I sewed along this, all around the shirt. Be sure to STOP about 6-8 inches from your finishing point; you'll insert the bra through this gap.

Step 10: Insert the Bra

I took off the straps from the bra, then inserted the bra through the gap, making sure that the the straps of the bra were straight and not twisted.

**REMINDER: Make sure you're able to put on/take off the bra without unhooking it!

Step 11: Handsew the Straps Together

Then, I handsewed the straps/hooks to keep it in place.

Step 12: Adjust Before Sewing

Before sewing anything else, I shimmied the bra around in its "pocket" to get it to the right position. In other words, make sure the front is facing the front and the straps are in the back. It might even help to try it on at this point before you sew up the gap. I also pinned the sides of the bra to the fabric just to keep it in place. 

Step 13: Pin and Sew

I pinned up the gap and sewed it shut.

Step 14: Gather, Pin and Hand Sew

My favorite part - when the top starts to come together! On the front of the shirt, I gathered the fabric around the center of the bra, pinned, and then hand sewed it. This creates the sweetheart neckline.

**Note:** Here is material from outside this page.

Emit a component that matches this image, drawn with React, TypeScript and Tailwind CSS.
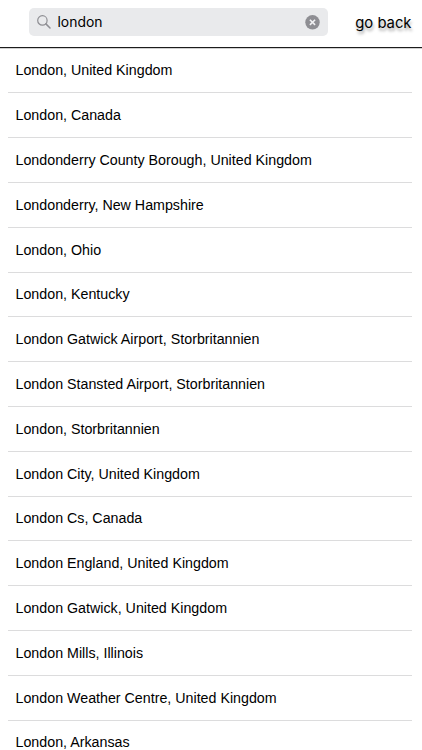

Step 15: Hand Sew If Needed

I looked for small spots here and there to do a little more hand sewing, just to keep the bra in place. I also noticed I had a few extra folds of fabric along the top - this wasn't that big of a deal because it didn't affect the fit, so I folded/gathered the fabric at two spots along the back, and hand sewed them...almost like darts, right near the bra strap. A dress form would be pretty useful at this point, to figure out where you can do this if you need to.

Step 16: Hem the Bottom

I tried it on and finalized where I wanted the shirt to hit. Again, I opted for a shirt that would work best with high waisted bottoms. Then, I hemmed along the bottom.

Step 17: Done!

It's my new favorite top, and it's totally worth looking a little ridiculous when I put it on.